Capital Gains Tax Due

£0

Total Gain

£0

Taxable Gain

£0

Effective Rate

0%

Net Proceeds

£0

How the capital gains tax property calculator works

Enter the sale price you received (or expect to receive) for your residential property. Then enter the original purchase price, any allowable improvement costs such as extensions or renovations, and your selling costs including estate agent and solicitor fees.

The calculator subtracts the purchase price, improvement costs and selling costs from the sale price to determine your total capital gain. It then deducts the £3,000 annual exempt amount for 2025/26 (unless you tick the checkbox to indicate you have already used it on another disposal) to arrive at your taxable gain.

Select your income tax band to apply the correct CGT rate. Basic rate taxpayers pay 18% on residential property gains whilst higher and additional rate taxpayers pay 24%. The calculator shows your total gain, taxable gain, CGT due, effective tax rate and net proceeds after tax.

Capital gains tax on property in 2025/26

Capital gains tax applies when you sell a residential property that is not your main home for more than you paid for it. This includes buy-to-let properties, second homes, inherited properties and any home that no longer qualifies for Private Residence Relief.
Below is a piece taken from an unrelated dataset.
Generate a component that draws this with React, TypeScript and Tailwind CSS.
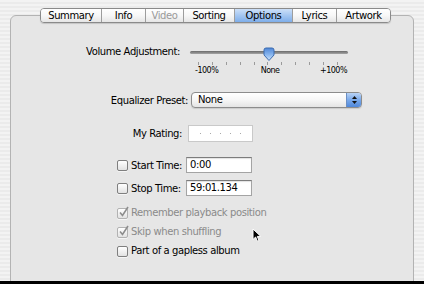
import React from 'react';

const tabs = [
  { label: 'Summary', width: 'w-[60px]' },
  { label: 'Info', width: 'w-[44px]' },
  { label: 'Video', width: 'w-[38px]', disabled: true },
  { label: 'Sorting', width: 'w-[51px]' },
  { label: 'Options', width: 'w-[58px]', selected: true },
  { label: 'Lyrics', width: 'w-[44px]' },
  { label: 'Artwork', width: 'w-[54px]' },
];

function Checkbox({ checked, disabled }: { checked?: boolean; disabled?: boolean }) {
  return (
    <div
      className={`relative w-[11px] h-[11px] shrink-0 rounded-[2px] border bg-linear-to-b from-white to-[#e2e2e2] shadow-[0_1px_0_rgba(255,255,255,0.6)] ${
        disabled ? 'border-[#b2b2b2]' : 'border-[#7f7f7f]'
      }`}
    >
      {checked && (
        <svg className="absolute left-[0px] top-[-3px]" width="12" height="12" viewBox="0 0 12 12">
          <path d="M2 6.5 L4.5 9.5 L10 1" fill="none" stroke={disabled ? '#8d8d8d' : '#222'} strokeWidth="1.6" />
        </svg>
      )}
    </div>
  );
}

function VolumeSlider() {
  const ticks = Array.from({ length: 11 });
  return (
    <div className="relative w-[158px] pt-[6px]">
      <div className="h-[3px] rounded-full bg-linear-to-b from-[#6a6a6a] to-[#a5a5a5]" />
      {/* thumb sits over the track */}
      <svg className="absolute left-[73px] top-[2px]" width="12" height="15" viewBox="0 0 12 15">
        <defs>
          <linearGradient id="thumb" x1="0" y1="0" x2="0" y2="1">
            <stop offset="0" stopColor="#4f86d6" />
            <stop offset="0.55" stopColor="#8ab7ef" />
            <stop offset="1" stopColor="#cfe4fb" />
          </linearGradient>
        </defs>
        <path d="M1 3 Q1 1 3 1 H9 Q11 1 11 3 V8 L6 13.5 L1 8 Z" fill="url(#thumb)" stroke="#3d6cb0" strokeWidth="1" />
      </svg>
      <div className="mt-[8px] flex justify-between pl-[8px] pr-[10px]">
        {ticks.map((_, i) => (
          <div key={i} className="w-px h-[3px] bg-[#9b9b9b]" />
        ))}
      </div>
      <div className="mt-[1px] flex justify-between pl-[5px] pr-[1px] text-[8px] leading-[10px] tracking-[-0.5px]">
        <span>-100%</span>
        <span className="pl-[2px]">None</span>
        <span>+100%</span>
      </div>
    </div>
  );
}

function TextField({ value }: { value: string }) {
  return (
    <div className="w-[66px] h-[16px] border border-[#a4a4a4] border-t-[#7c7c7c] bg-white pl-[3px] leading-[14px] shadow-[inset_0_1px_1px_rgba(0,0,0,0.12)]">
      {value}
    </div>
  );
}

export default function App() {
  return (
    <div className="relative w-[424px] h-[284px] overflow-hidden border-b-[3px] border-black bg-[repeating-linear-gradient(180deg,#f3f3f3_0px,#f3f3f3_2px,#ebebeb_2px,#ebebeb_4px)] font-['Lucida_Grande','DejaVu_Sans',sans-serif] text-[10px] tracking-[-0.4px] text-black">
      {/* Tab bar overlapping the panel border */}
      <div className="relative z-10 flex pl-[40px] pt-[8px]">
        <div className="flex h-[15px] overflow-hidden rounded-[4px] border border-[#8a8a8a] shadow-[0_1px_1px_rgba(0,0,0,0.15)]">
          {tabs.map((tab, i) => (
            <div
              key={tab.label}
              className={`${tab.width} flex items-center justify-center leading-none ${
                i > 0 ? 'border-l border-[#9d9d9d]' : ''
              } ${
                tab.selected
                  ? 'bg-linear-to-b from-[#cde0f8] via-[#a4c6f1] to-[#7eaeea]'
                  : 'bg-linear-to-b from-white via-[#f7f7f7] to-[#e6e6e6]'
              } ${tab.disabled ? 'text-[#9a9a9a]' : ''}`}
            >
              {tab.label}
            </div>
          ))}
        </div>
      </div>

      {/* Panel */}
      <div className="mx-[10px] -mt-[8px] h-[280px] rounded-t-[6px] border border-[#b3b3b3] bg-[#e6e6e6] pt-[29px]">
        {/* Volume */}
        <div className="flex items-start">
          <div className="w-[169px] text-right leading-[13px]">Volume Adjustment:</div>
          <div className="ml-[10px]">
            <VolumeSlider />
          </div>
        </div>

        {/* Equalizer */}
        <div className="mt-[16px] flex items-center">
          <div className="w-[177px] text-right">Equalizer Preset:</div>
          <div className="ml-[3px] flex h-[16px] w-[171px] overflow-hidden rounded-[4px] border border-[#8c8c8c] bg-linear-to-b from-white via-[#f6f6f6] to-[#e4e4e4] shadow-[0_1px_1px_rgba(0,0,0,0.12)]">
            <div className="flex-1 pl-[6px] leading-[14px]">None</div>
            <div className="flex w-[15px] flex-col items-center justify-center gap-[2px] border-l border-[#6b8fc4] bg-linear-to-b from-[#b9d3f5] via-[#7aa9ea] to-[#4f88db]">
              <svg width="5" height="3" viewBox="0 0 5 3"><path d="M0 3 L2.5 0 L5 3 Z" fill="#111" /></svg>
              <svg width="5" height="3" viewBox="0 0 5 3"><path d="M0 0 L5 0 L2.5 3 Z" fill="#111" /></svg>
            </div>
          </div>
        </div>

        {/* Rating */}
        <div className="mt-[17px] flex items-center">
          <div className="w-[171px] text-right">My Rating:</div>
          <div className="ml-[6px] flex h-[17px] w-[65px] items-center gap-[9px] border border-[#c9c9c9] bg-white pl-[11px]">
            {[0, 1, 2, 3, 4].map((i) => (
              <div key={i} className="w-px h-px bg-[#a9a9a9]" />
            ))}
          </div>
        </div>

        {/* Start / Stop time */}
        <div className="mt-[15px] flex items-center">
          <div className="ml-[106px] flex w-[69px] items-center gap-[3px]">
            <Checkbox />
            <span>Start Time:</span>
          </div>
          <TextField value="0:00" />
        </div>
        <div className="mt-[7px] flex items-center">
          <div className="ml-[106px] flex w-[69px] items-center gap-[3px]">
            <Checkbox />
            <span>Stop Time:</span>
          </div>
          <TextField value="59:01.134" />
        </div>

        {/* Options */}
        <div className="mt-[11px] ml-[106px] flex flex-col gap-[7px] leading-[12px]">
          <div className="flex items-center gap-[3px] text-[#8a8a8a]">
            <Checkbox checked disabled />
            <span>Remember playback position</span>
          </div>
          <div className="flex items-center gap-[3px] text-[#8a8a8a]">
            <Checkbox checked disabled />
            <span>Skip when shuffling</span>
          </div>
          <div className="flex items-center gap-[3px]">
            <Checkbox />
            <span>Part of a gapless album</span>
          </div>
        </div>
      </div>

      {/* Mouse pointer */}
      <svg className="absolute left-[252px] top-[228px]" width="10" height="15" viewBox="0 0 10 15">
        <path d="M1 1 L1 11.5 L3.6 9 L5.4 13.2 L7 12.5 L5.3 8.4 L8.8 8.4 Z" fill="#000" stroke="#fff" strokeWidth="1" strokeLinejoin="round" />
      </svg>
    </div>
  );
}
Residential property CGT rates: For 2025/26, the rates are 18% for basic rate taxpayers and 24% for higher and additional rate taxpayers. These rates are higher than those for other assets such as shares (10% and 20%) because residential property has separate CGT rate bands.

Allowable deductions: You can deduct costs that added value to the property, such as extensions, loft conversions and new kitchens. You can also deduct buying costs (solicitor fees, stamp duty), selling costs (estate agent fees, conveyancing) and the cost of any professional valuations. Normal maintenance and repairs are not allowable.
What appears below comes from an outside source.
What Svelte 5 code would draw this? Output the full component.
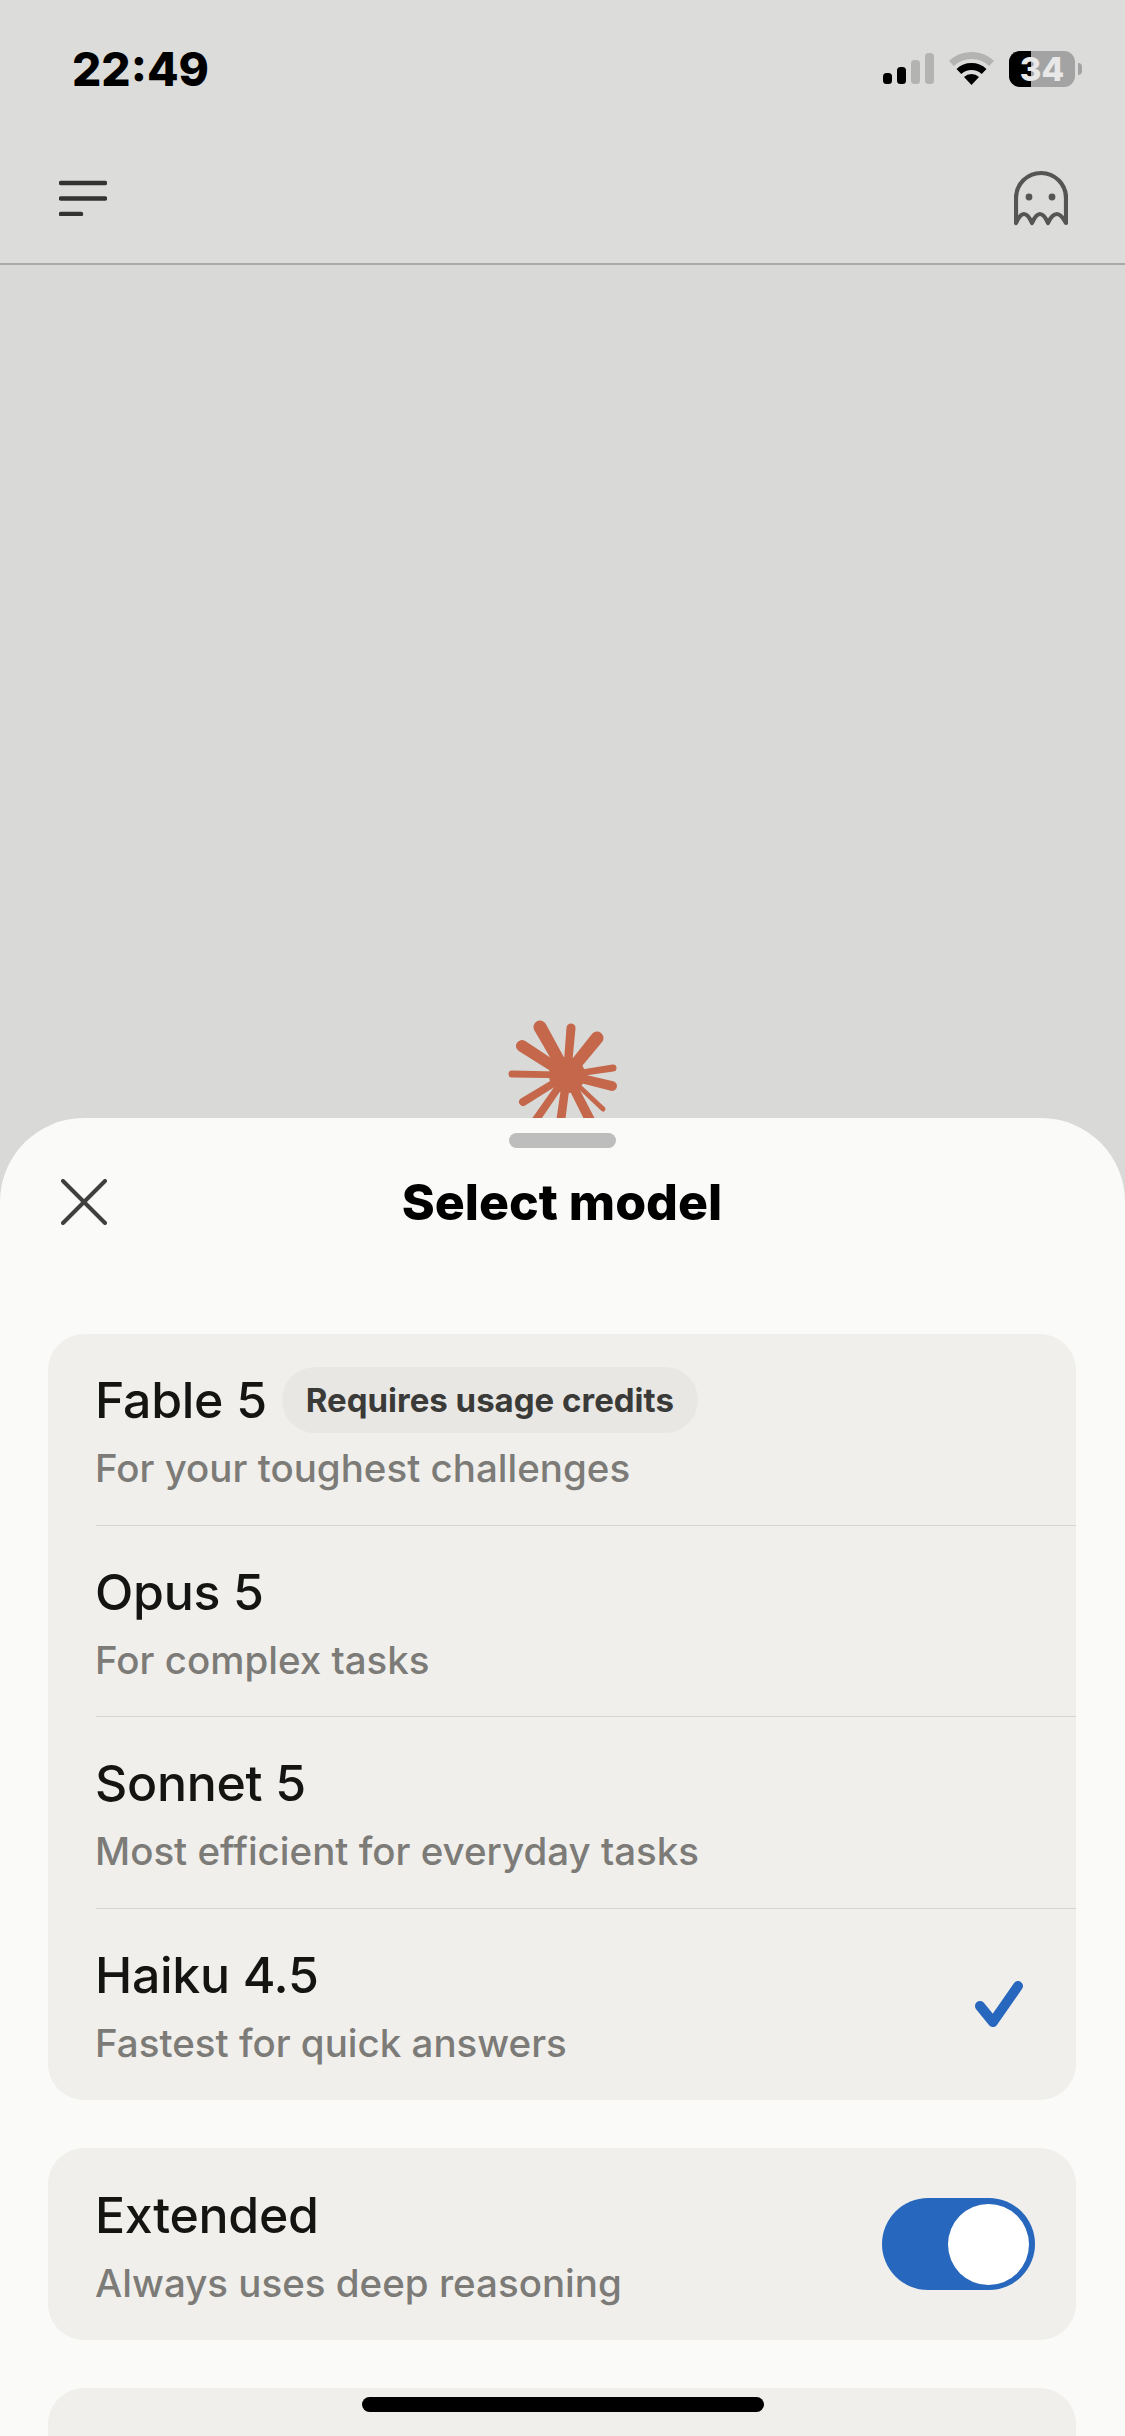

The 60-day reporting rule: Since April 2020, you must report and pay any CGT on UK residential property within 60 days of the completion date. This is done through HMRC’s Capital Gains Tax on UK property account. Missing the deadline can result in late filing penalties and interest charges.

Frequently asked questions

What are the CGT rates on residential property for 2025/26?

For 2025/26, capital gains tax on residential property is charged at 18% for basic rate taxpayers and 24% for higher or additional rate taxpayers. These rates apply to property that is not your main home, such as buy-to-let properties, second homes and inherited property you have never lived in.

What is main residence relief (Private Residence Relief)?

Private Residence Relief (PRR) means you do not pay capital gains tax when you sell your main home, provided it has been your only or main residence for the entire period of ownership. If you lived in the property for only part of the time you owned it, you receive relief for the period of occupation plus the final nine months of ownership.

What is the annual exempt amount for capital gains tax?

The annual exempt amount for 2025/26 is £3,000 per person. This is the amount of capital gains you can make each tax year before any CGT is due. It was reduced from £6,000 in 2023/24 and £12,300 in 2022/23. Married couples and civil partners each receive their own £3,000 allowance.

What is the reporting deadline for property CGT?

You must report and pay capital gains tax on UK residential property within 60 days of the completion date. This is done through HMRC’s online CGT on UK property service. If you miss the 60-day deadline, you may face a late filing penalty and interest on the tax owed.

What is letting relief and who qualifies?

Letting relief is available if you let out a property that was at some point your main home and you are also claiming Private Residence Relief. The relief is capped at the lower of £40,000, the amount of PRR already due, or the gain attributable to the letting period. Since April 2020, you must have shared occupation with your tenant to qualify.

How can I reduce capital gains tax on property?

You can reduce your CGT bill by deducting allowable costs such as improvement expenditure (extensions, renovations), legal fees, estate agent fees and stamp duty paid on purchase. Transferring a share to your spouse or civil partner before sale effectively doubles the annual exempt amount. You may also qualify for Private Residence Relief or letting relief depending on how you used the property.